It’s a feeling that starts as an emptiness in the pit of the stomach. Beginning as a niggling feeling that things are not right, it foretells something ominous approaching, or to steal a phrase, that something wicked this way comes. The hollow spot grows and, as it grows, the emptiness spreads from there to my heart and my mind. When it comes I try to find a way to run from it and get to somewhere that engages my mind or is loud and busy or challenging – anywhere but where I am right then. Over the years it has been a frequent visitor. Sometimes in the past it took up residence for weeks on end, maybe even months. Through a lot of maneuvering and learning and figuring things out, the emptiness has been a less frequent visitor, but still it comes. Unfortunately, February is the month it seems to have a standing reservation.
The emptiness has settled in. But there isn’t anything wrong. Life is the same as yesterday was and tomorrow will be. I am in a safe and warm home filled with food, books, my laptop and tablet, television and movies to entertain myself. I am surrounded by cozy furnishings, pictures of my loved ones, and a fireplace to sit beside while I read. Friends and family are as close as my phone. I am healthy and finally managed to make an appointment to get the COVID vaccine. I spent the week anticipating a bit of in person family time this week. And that anticipation culminated with being blessed to have a wonderful visit and dinner with my son, my daughter-in-law, and my granddaughter…a beautiful evening and a heart satisfying time giggling with my granddaughter and welcoming the Chinese new year two days ago.
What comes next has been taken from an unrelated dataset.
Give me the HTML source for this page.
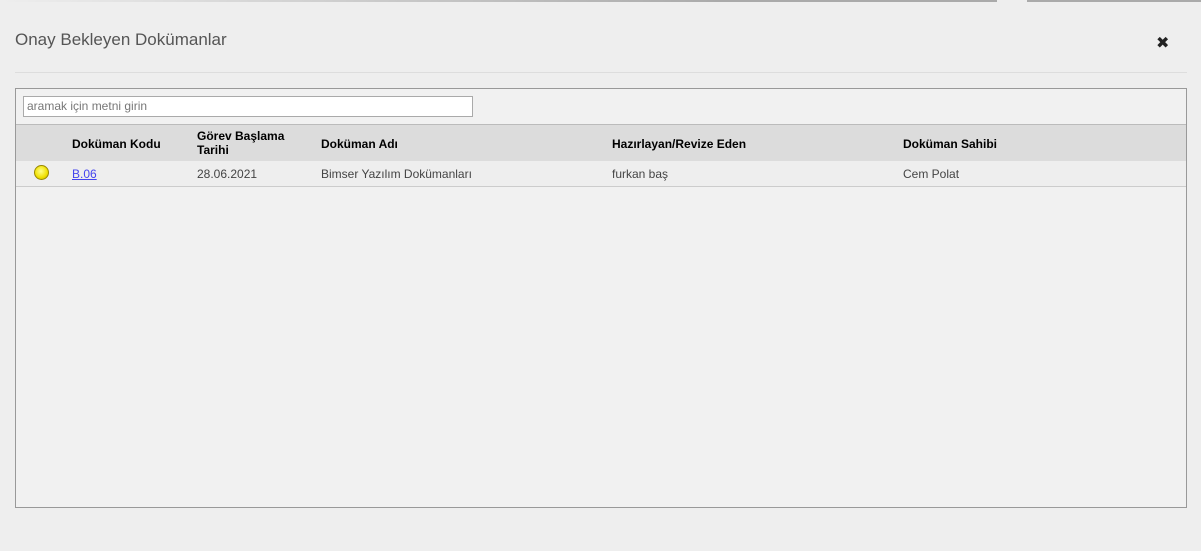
<!DOCTYPE html>
<html><head><meta charset="utf-8"><style>
body{margin:0;width:1201px;height:551px;background:#eeeeee;font-family:"Liberation Sans","DejaVu Sans",sans-serif;position:relative;overflow:hidden}
.top{position:absolute;top:0;left:0;width:1201px;height:2px;background:linear-gradient(90deg,#eee 0,#ccc 30%,#aaa 60%,#aaa 83%,#eee 83%,#eee 85.5%,#aaa 85.5%)}
.title{position:absolute;left:15px;top:30px;font-size:17px;color:#555}
.x{position:absolute;left:1156px;top:33px;font-size:16px;font-weight:bold;color:#222}
.hr{position:absolute;left:15px;top:72px;width:1172px;height:1px;background:#ddd}
.box{position:absolute;left:15px;top:88px;width:1170px;height:418px;border:1px solid #999;background:#f1f1f1}
.search{position:absolute;left:7px;top:7px;border:1px solid #aaa;background:#fff;font-size:12px;color:#777;line-height:18px;padding-left:3px;box-sizing:border-box;width:450px;height:21px}
.head{position:absolute;left:0;top:35px;width:1170px;height:36px;background:#dcdcdc;border-top:1px solid #bbb}
.row{position:absolute;left:0;top:72px;width:1170px;height:25px;border-bottom:1px solid #ccc;background:#eeeeee}
.h{position:absolute;font-size:12px;font-weight:bold;color:#000;line-height:14px}
.c{position:absolute;font-size:12px;color:#444;top:6px}
.dot{position:absolute;left:18px;top:4px;width:13px;height:13px;border-radius:50%;background:radial-gradient(circle at 45% 40%,#ffff88,#f0e000 60%,#b8a800);border:1px solid #998800}
</style></head><body>
<div class="top"></div>
<div class="title">Onay Bekleyen Dokümanlar</div>
<div class="x">✖</div>
<div class="hr"></div>
<div class="box">
<div class="search">aramak için metni girin</div>
<div class="head">
<div class="h" style="left:56px;top:12px">Doküman Kodu</div>
<div class="h" style="left:181px;top:4px">Görev Başlama<br>Tarihi</div>
<div class="h" style="left:305px;top:12px">Doküman Adı</div>
<div class="h" style="left:596px;top:12px">Hazırlayan/Revize Eden</div>
<div class="h" style="left:887px;top:12px">Doküman Sahibi</div>
</div>
<div class="row">
<div class="dot"></div>
<div class="c" style="left:56px;color:#4444ee;text-decoration:underline">B.06</div>
<div class="c" style="left:181px">28.06.2021</div>
<div class="c" style="left:305px">Bimser Yazılım Dokümanları</div>
<div class="c" style="left:596px">furkan baş</div>
<div class="c" style="left:887px">Cem Polat</div>
</div>
</div>
</body></html>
So there is no rhyme nor reason to when it creeps in and takes up residence. I met my fantastic friend (and often counselor) for breakfast on Monday and was able to have a conversation about some of the things that I struggle with, and we talked of where we started and how we came to be who we are. Then I logged on to an appointment with my counselor just four days ago and felt really on an even keel. Both of those were followed by that great family evening. And then last night it began sneaking up – that tiny bit of niggling emptiness way down low inside me. In normal times I would have gone out today – somewhere, anywhere. I would have called someone to go shopping, have dinner, lend me their kids… And while I knew I should find something to do, I didn’t. It’s too hard to go anywhere right now even when I’m feeling good. Unless you are lucky enough to have a live-in maid and a handyman on speed-dial, there are always productive things to do in a home, but that would have taken more initiative than I could muster up. So I did one of the worst things I could do (other than watching the news) – I went on social media. By tonight the emptiness was growing. I don’t know if it was filling me up or emptying me out, but it wasn’t invited and it was threatening.
And all of this is exactly what makes dealing with chronic depression a full-time battle. It is unbidden. It is not based in an event or a circumstance. It comes when it wants. And it isn’t as easy to get rid of as just choosing to be happy.
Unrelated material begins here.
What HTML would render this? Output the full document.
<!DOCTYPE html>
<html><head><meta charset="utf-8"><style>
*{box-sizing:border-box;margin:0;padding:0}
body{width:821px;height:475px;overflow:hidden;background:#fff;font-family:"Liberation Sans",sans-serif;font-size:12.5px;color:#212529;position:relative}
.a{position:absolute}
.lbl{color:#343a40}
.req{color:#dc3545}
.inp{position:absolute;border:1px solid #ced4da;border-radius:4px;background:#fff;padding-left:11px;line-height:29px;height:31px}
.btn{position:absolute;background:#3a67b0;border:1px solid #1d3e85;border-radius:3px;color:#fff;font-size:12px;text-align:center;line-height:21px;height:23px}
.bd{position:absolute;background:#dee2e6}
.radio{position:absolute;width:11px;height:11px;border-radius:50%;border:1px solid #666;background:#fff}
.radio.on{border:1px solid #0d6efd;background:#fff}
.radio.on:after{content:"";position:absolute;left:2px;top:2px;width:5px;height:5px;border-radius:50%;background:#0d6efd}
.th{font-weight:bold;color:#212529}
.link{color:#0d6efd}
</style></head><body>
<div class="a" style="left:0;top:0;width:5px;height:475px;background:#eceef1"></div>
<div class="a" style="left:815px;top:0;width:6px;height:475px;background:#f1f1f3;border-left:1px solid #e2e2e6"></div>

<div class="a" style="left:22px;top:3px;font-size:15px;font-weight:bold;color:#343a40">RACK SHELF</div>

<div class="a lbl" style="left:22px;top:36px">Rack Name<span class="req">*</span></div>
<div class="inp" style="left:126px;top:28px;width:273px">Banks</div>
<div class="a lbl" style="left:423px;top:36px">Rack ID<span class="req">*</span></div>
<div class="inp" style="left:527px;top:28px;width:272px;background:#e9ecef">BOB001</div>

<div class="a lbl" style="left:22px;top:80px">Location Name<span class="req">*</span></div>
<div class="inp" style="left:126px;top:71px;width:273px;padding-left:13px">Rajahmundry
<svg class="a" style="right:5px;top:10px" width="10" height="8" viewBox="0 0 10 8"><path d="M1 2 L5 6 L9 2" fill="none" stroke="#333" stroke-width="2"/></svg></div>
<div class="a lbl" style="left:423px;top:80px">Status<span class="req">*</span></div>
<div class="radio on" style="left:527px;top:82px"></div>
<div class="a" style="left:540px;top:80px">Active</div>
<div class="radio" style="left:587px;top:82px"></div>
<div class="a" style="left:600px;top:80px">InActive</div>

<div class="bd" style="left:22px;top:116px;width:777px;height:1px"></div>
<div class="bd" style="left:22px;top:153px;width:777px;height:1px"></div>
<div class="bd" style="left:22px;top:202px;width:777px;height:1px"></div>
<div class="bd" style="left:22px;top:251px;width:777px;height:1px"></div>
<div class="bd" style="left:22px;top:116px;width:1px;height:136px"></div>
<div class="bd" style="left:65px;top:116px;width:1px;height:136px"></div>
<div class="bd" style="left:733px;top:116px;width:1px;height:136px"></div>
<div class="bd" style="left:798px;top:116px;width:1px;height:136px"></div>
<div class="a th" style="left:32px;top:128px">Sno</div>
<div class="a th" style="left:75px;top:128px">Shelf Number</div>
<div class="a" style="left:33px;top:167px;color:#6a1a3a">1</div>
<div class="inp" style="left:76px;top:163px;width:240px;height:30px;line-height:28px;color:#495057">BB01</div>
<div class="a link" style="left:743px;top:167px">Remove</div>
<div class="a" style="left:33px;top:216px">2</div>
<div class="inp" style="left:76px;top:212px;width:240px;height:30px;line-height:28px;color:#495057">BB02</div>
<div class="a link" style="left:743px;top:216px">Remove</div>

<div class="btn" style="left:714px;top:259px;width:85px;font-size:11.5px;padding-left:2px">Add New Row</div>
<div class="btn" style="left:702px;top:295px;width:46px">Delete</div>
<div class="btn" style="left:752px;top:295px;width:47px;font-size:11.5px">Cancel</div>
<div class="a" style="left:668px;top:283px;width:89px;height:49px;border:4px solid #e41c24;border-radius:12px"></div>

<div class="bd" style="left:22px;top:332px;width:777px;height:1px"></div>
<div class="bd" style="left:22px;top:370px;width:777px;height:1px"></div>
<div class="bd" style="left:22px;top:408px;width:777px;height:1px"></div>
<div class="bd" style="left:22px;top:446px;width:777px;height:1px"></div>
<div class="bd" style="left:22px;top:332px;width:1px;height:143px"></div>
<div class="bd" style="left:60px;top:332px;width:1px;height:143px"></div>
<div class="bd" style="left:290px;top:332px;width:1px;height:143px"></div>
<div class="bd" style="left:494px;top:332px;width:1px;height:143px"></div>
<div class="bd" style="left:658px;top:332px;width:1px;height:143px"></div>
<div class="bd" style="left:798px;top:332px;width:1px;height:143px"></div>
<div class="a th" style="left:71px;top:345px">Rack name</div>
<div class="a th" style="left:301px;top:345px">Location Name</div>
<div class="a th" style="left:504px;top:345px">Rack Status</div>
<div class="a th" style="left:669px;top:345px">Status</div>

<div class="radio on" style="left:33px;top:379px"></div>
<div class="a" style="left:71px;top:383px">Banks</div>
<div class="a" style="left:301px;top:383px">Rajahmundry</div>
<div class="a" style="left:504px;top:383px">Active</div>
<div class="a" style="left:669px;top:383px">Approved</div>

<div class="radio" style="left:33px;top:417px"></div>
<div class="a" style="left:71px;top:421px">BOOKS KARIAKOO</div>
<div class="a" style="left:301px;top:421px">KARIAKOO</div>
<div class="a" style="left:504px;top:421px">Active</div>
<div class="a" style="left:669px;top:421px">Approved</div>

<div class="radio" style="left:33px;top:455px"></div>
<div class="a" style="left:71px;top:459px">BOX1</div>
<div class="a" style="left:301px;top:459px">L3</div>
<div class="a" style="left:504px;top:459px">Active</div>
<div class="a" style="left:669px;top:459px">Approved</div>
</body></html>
Depression is also a very, very good liar. When it settles in, its voice starts on a loop in your mind telling you that you are alone in the world, you aren’t good enough, no one likes you or cares at all, you make no difference. It particularly finds those nagging insecurities you’ve had forever and puts a magnifying glass to them.
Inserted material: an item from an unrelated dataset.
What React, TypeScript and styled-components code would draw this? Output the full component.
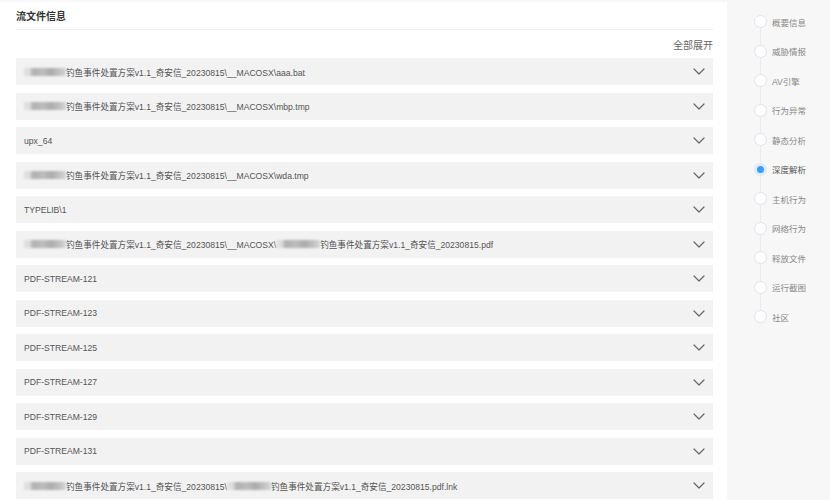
import React from "react";
import styled, { createGlobalStyle } from "styled-components";

const GlobalStyle = createGlobalStyle`
  html, body {
    margin: 0;
    padding: 0;
    background: #f7f7f7;
    font-family: "Liberation Sans", "Noto Sans CJK SC", Arial, sans-serif;
  }
`;

const Page = styled.div`
  display: flex;
  width: 830px;
  height: 500px;
  overflow: hidden;
`;

const Main = styled.section`
  width: 727px;
  margin-top: 2px;
  background: #fff;
  padding: 0 14px 0 16px;
  box-sizing: border-box;
`;

const Header = styled.div`
  height: 27px;
  border-bottom: 1px solid #f0f0f0;
  display: flex;
  align-items: center;
  font-size: 10px;
  font-weight: 700;
  color: #333;
`;

const Toolbar = styled.div`
  height: 28px;
  display: flex;
  align-items: center;
  justify-content: flex-end;
  font-size: 10px;
  color: #666;
  cursor: pointer;
`;

const List = styled.div`
  display: flex;
  flex-direction: column;
  gap: 7.5px;
`;

const Row = styled.div`
  height: 27px;
  flex-shrink: 0;
  background: #f2f2f2;
  display: flex;
  align-items: center;
  justify-content: space-between;
  padding: 0 8px;
  font-size: 8.6px;
  color: #555;
  white-space: nowrap;
`;

const Name = styled.span`
  display: flex;
  align-items: center;
`;

const Redact = styled.span<{ $w: number }>`
  display: inline-block;
  width: ${(p) => p.$w}px;
  height: 8px;
  background: linear-gradient(
    90deg,
    #e0e0e0 0%,
    #e0e0e0 12%,
    #b0b0b0 22%,
    #bdbdbd 45%,
    #acacac 65%,
    #c6c6c6 88%,
    #d8d8d8 100%
  );
  filter: blur(1px);
`;

const Chevron = () => (
  <svg width="12" height="7" viewBox="0 0 12 7">
    <polyline
      points="1,1 6,6 11,1"
      fill="none"
      stroke="#666"
      strokeWidth="1.2"
      strokeLinecap="round"
      strokeLinejoin="round"
    />
  </svg>
);

const Aside = styled.nav`
  flex: 1;
  padding: 7px 0 0 27px;
`;

const Step = styled.div<{ $last?: boolean }>`
  position: relative;
  height: 29.5px;
  display: flex;
  align-items: center;
  gap: 5px;

  &::after {
    content: "";
    display: ${(p) => (p.$last ? "none" : "block")};
    position: absolute;
    left: 6px;
    top: 50%;
    height: 100%;
    width: 1px;
    background: #ebebeb;
  }
`;

const Dot = styled.span<{ $active?: boolean }>`
  position: relative;
  z-index: 1;
  width: 13px;
  height: 13px;
  box-sizing: border-box;
  border-radius: 50%;
  background: ${(p) => (p.$active ? "#3b9cf2" : "#fff")};
  border: ${(p) => (p.$active ? "3px solid #dcecfb" : "1px solid #e0e3ec")};
`;

const StepLabel = styled.span<{ $active?: boolean }>`
  font-size: 8.5px;
  color: ${(p) => (p.$active ? "#555" : "#888")};
`;

const base = "钓鱼事件处置方案v1.1_奇安信_20230815";

const rows: React.ReactNode[] = [
  <><Redact $w={42} />{base}\__MACOSX\aaa.bat</>,
  <><Redact $w={42} />{base}\__MACOSX\mbp.tmp</>,
  <>upx_64</>,
  <><Redact $w={42} />{base}\__MACOSX\wda.tmp</>,
  <>TYPELIB\1</>,
  <>
    <Redact $w={42} />{base}\__MACOSX\<Redact $w={44} />{base}.pdf
  </>,
  <>PDF-STREAM-121</>,
  <>PDF-STREAM-123</>,
  <>PDF-STREAM-125</>,
  <>PDF-STREAM-127</>,
  <>PDF-STREAM-129</>,
  <>PDF-STREAM-131</>,
  <>
    <Redact $w={42} />{base}\<Redact $w={44} />{base}.pdf.lnk
  </>,
];

const steps = [
  "概要信息",
  "威胁情报",
  "AV引擎",
  "行为异常",
  "静态分析",
  "深度解析",
  "主机行为",
  "网络行为",
  "释放文件",
  "运行截图",
  "社区",
];

export default function App() {
  return (
    <Page>
      <GlobalStyle />
      <Main>
        <Header>流文件信息</Header>
        <Toolbar>全部展开</Toolbar>
        <List>
          {rows.map((r, i) => (
            <Row key={i}>
              <Name>{r}</Name>
              <Chevron />
            </Row>
          ))}
        </List>
      </Main>
      <Aside>
        {steps.map((s, i) => (
          <Step key={s} $last={i === steps.length - 1}>
            <Dot $active={s === "深度解析"} />
            <StepLabel $active={s === "深度解析"}>{s}</StepLabel>
          </Step>
        ))}
      </Aside>
    </Page>
  );
}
If you are experiencing clinical depression, seasonal affective disorder, anxiety or other mental challenge to your well being, this all sounds familiar. There are a lot of us. Through sharing on this blog, I have met people who have shared their struggles and we have agreed that knowing we are not alone is helpful. I have been allowed into the hearts of some people I’ve known for years but had never known of their struggles. I am writing for them and for myself tonight.
One of the things that seems to help right now when I can’t use my old standbys to work out of it is to write. But it is important to analyze what you write. For years I would drip metaphorical blood, sweat, and tears onto paper. I wrote the woe-is-me, nobody-loves-me-or-understands-me journal entries. If you read back through this, I hope that isn’t what comes through. Don’t get me wrong. I could easily end up sitting here in a puddle by the end of the evening, but I’m working. I’m working to send my “guest” packing and to keep myself out of the pit. You’ll notice that I called depression a liar. I wrote about what that voice says to me. By writing it down and really calling it what it is, I can at times escape its grasp. (It even seems to be working right now.)
A SIDE NOTE: Singles Awareness Day (aka Valentine’s Day) falls smack in the middle of the month depression takes up residence for me. Some years it’s a blip. Some years it is a full-blown boom. In a year like this where we are forced into less social situations, it doesn’t seem all that different from what lots of people are facing. The bout tonight doesn’t seem to be about the day of the year, but I sure could use a hug and a kiss right now.